### Stored records
* START *

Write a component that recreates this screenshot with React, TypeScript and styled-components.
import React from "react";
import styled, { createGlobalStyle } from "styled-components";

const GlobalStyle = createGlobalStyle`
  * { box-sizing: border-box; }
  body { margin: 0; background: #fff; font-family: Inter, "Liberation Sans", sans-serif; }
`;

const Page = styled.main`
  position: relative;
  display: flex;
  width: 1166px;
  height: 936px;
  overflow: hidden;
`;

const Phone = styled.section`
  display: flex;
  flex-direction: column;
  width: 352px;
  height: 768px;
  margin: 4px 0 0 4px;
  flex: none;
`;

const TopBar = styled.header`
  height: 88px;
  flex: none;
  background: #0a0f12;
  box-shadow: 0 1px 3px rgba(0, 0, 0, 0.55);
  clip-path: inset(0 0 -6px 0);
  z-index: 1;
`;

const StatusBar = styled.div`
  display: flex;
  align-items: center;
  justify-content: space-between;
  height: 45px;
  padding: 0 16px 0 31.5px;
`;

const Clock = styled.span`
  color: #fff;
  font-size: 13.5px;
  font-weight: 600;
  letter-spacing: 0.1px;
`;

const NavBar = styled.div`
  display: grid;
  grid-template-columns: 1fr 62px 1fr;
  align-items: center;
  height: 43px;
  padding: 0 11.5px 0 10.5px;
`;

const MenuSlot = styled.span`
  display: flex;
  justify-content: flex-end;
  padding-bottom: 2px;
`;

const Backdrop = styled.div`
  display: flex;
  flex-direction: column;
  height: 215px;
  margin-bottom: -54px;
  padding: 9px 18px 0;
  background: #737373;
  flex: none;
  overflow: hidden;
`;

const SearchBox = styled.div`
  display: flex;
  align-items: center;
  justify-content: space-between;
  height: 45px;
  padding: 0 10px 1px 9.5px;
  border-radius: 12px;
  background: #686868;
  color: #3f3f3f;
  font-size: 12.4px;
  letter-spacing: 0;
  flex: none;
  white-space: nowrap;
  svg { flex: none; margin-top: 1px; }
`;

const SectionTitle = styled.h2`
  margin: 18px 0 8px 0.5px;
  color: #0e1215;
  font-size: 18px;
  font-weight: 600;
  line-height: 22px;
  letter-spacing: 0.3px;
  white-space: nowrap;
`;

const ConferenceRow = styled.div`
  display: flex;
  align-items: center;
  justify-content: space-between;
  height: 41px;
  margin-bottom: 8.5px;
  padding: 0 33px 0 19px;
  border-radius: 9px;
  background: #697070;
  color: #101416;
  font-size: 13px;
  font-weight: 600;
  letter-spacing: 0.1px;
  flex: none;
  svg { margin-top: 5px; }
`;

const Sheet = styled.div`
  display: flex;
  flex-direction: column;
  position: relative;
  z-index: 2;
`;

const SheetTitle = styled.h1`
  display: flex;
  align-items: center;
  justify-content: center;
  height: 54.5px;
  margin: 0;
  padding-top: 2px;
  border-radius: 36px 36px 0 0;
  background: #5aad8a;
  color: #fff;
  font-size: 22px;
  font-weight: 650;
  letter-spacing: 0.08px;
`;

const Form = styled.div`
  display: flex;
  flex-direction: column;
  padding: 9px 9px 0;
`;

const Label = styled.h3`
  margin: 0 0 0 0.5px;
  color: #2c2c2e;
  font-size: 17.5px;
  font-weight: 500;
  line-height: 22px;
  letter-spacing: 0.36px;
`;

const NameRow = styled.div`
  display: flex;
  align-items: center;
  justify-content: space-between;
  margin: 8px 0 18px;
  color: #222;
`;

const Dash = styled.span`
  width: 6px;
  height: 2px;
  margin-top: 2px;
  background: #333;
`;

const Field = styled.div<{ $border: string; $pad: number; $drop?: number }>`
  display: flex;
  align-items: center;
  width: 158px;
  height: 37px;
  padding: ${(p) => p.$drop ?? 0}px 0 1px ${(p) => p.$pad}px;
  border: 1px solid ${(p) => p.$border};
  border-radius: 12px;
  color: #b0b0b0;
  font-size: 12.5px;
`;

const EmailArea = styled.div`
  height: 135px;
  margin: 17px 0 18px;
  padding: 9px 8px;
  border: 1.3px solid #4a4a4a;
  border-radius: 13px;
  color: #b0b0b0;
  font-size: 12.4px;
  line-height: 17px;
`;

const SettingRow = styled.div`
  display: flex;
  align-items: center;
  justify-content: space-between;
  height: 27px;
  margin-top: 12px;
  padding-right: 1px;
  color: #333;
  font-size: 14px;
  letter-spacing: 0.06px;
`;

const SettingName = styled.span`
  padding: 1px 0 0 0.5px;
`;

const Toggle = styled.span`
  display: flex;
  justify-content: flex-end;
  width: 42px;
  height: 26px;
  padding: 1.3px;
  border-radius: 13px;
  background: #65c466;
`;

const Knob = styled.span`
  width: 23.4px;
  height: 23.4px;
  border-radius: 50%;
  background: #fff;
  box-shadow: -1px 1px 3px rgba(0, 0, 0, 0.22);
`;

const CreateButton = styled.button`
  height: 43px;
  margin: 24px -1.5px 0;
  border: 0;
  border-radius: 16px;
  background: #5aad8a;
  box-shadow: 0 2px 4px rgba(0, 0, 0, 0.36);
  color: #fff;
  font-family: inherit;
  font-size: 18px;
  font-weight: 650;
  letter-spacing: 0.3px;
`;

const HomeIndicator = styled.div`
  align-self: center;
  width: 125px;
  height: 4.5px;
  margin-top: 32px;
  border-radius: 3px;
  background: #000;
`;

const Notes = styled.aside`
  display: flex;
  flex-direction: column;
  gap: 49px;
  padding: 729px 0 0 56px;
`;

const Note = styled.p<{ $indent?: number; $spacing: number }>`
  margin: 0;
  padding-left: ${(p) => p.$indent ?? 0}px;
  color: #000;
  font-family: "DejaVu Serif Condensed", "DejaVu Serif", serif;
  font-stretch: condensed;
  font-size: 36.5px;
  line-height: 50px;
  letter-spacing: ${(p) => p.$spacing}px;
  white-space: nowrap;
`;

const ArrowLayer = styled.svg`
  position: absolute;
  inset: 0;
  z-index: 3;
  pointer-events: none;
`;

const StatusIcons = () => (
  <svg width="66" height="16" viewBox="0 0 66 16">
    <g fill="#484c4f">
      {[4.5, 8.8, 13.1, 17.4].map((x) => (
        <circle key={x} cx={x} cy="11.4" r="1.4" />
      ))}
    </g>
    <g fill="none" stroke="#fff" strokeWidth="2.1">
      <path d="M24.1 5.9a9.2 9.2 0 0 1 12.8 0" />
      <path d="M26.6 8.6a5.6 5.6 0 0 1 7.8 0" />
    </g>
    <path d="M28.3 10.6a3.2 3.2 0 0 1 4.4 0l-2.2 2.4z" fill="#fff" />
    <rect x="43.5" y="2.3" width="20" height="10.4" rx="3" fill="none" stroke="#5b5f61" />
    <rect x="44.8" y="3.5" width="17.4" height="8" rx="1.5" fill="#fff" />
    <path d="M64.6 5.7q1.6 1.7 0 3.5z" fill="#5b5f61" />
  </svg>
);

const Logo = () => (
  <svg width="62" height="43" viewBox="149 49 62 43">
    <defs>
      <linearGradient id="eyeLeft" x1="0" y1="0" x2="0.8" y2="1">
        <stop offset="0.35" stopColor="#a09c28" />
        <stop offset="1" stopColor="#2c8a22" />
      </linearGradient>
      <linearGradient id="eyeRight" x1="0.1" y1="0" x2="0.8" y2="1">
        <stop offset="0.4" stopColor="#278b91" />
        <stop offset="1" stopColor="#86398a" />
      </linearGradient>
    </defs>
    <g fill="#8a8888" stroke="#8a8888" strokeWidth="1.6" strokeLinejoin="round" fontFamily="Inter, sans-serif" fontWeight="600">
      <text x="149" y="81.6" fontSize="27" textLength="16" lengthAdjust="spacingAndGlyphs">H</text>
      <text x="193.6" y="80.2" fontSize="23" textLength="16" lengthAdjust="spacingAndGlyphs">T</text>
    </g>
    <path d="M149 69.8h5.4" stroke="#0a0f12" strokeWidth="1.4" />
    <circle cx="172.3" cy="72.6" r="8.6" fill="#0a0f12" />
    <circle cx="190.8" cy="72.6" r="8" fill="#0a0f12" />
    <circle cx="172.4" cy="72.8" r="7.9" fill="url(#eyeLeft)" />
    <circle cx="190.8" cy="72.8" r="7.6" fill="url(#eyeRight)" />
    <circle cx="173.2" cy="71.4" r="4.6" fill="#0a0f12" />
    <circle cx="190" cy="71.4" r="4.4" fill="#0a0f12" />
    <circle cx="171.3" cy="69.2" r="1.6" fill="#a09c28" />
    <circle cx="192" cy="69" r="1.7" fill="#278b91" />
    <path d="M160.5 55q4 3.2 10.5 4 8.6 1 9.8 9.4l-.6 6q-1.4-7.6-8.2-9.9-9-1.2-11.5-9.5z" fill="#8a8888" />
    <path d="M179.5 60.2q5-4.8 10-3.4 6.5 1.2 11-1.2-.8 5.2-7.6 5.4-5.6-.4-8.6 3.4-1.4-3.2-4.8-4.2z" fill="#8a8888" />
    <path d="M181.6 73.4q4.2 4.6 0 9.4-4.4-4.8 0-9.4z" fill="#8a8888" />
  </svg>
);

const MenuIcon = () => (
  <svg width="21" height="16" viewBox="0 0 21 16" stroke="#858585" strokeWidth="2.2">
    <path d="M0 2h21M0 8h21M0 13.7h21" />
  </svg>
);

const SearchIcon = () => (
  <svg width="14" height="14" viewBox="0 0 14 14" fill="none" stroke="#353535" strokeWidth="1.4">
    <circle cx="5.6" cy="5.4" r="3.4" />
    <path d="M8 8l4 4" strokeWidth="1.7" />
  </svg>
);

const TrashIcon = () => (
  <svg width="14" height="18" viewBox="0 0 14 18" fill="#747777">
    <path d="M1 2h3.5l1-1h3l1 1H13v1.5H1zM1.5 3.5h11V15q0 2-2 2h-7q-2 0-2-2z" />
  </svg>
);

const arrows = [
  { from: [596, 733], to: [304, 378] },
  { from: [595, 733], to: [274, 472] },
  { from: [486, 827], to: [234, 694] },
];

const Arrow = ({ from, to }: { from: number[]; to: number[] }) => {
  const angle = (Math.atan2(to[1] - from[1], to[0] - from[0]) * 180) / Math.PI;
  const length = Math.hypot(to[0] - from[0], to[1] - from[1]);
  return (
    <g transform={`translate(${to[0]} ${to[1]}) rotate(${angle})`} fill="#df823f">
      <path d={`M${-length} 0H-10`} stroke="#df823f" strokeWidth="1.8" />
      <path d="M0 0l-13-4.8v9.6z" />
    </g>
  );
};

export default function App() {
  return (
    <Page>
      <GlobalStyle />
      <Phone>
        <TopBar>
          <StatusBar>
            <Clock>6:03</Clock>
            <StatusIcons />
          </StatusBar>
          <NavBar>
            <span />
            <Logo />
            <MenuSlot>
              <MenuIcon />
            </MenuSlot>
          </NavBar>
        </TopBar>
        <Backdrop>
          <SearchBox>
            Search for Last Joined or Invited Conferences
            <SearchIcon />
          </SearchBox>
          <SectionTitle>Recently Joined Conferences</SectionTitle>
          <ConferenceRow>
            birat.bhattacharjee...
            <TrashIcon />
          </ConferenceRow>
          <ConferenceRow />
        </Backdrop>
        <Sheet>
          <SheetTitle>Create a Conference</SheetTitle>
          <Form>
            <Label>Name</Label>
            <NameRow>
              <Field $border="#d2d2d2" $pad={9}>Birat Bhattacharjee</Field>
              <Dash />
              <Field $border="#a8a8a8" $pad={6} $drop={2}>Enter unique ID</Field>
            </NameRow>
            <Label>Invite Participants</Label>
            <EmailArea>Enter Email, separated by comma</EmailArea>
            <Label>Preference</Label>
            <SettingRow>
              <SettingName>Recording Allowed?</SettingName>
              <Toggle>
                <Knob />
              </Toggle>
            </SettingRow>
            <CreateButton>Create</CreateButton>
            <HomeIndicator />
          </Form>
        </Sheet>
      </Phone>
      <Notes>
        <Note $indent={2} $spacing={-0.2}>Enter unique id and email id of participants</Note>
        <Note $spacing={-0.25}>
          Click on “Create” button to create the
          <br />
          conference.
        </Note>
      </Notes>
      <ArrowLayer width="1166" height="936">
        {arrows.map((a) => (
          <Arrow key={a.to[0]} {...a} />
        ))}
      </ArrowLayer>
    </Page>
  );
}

* END *
* START *

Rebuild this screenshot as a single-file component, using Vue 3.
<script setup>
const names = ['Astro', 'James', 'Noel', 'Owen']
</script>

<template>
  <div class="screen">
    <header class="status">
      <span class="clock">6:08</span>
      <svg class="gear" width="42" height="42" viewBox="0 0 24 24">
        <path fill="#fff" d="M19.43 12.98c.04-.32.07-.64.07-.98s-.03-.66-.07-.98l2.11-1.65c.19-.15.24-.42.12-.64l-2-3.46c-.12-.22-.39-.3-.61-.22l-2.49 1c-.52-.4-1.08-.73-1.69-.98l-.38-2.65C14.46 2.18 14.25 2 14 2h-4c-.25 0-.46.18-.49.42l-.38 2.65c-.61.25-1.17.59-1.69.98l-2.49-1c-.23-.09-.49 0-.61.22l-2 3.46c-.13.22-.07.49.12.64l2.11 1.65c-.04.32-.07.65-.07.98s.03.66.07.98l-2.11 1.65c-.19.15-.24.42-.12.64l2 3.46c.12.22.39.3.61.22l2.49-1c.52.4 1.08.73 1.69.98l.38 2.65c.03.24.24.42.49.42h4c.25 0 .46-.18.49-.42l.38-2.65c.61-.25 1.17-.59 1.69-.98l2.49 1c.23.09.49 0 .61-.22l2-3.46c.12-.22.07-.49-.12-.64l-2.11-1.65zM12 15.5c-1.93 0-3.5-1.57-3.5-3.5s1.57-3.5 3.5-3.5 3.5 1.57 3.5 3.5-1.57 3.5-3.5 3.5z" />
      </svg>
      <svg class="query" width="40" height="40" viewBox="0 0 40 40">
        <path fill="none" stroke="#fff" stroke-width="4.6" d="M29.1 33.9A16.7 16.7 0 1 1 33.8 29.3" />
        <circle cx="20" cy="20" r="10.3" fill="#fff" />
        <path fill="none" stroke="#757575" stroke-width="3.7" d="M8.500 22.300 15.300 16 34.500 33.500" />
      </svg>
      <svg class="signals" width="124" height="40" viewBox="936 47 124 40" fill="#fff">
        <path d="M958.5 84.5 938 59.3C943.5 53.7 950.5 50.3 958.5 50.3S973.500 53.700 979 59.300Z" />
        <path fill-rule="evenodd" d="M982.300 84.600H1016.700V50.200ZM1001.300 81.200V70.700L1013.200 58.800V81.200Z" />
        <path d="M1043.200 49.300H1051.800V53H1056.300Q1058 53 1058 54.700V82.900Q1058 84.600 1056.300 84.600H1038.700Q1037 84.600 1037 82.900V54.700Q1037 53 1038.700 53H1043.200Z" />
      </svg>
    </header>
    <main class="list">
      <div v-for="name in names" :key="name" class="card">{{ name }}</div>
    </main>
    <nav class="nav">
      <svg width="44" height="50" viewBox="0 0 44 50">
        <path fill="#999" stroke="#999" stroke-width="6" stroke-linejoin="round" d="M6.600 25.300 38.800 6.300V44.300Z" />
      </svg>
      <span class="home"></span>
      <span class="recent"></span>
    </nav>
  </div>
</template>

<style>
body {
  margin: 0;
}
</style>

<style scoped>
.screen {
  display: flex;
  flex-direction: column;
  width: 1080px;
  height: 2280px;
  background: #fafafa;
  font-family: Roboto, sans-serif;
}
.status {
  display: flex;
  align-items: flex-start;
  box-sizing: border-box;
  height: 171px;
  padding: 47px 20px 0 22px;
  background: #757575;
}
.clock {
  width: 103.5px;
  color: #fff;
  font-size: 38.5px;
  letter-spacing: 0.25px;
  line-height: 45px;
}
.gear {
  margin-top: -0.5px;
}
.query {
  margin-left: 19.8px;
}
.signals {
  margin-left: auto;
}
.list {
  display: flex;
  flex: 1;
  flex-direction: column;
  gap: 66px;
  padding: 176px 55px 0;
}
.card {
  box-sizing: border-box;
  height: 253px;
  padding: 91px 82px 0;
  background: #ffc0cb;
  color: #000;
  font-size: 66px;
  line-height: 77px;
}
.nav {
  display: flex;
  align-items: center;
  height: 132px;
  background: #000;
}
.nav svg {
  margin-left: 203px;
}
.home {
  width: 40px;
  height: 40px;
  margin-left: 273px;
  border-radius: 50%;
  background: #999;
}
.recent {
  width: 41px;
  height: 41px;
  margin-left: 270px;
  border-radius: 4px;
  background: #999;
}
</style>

* END *

### What the task requires
Copy out every line of the data that includes "this".

### Reply
Write a component that recreates this screenshot with React, TypeScript and styled-components.
Rebuild this screenshot as a single-file component, using Vue 3.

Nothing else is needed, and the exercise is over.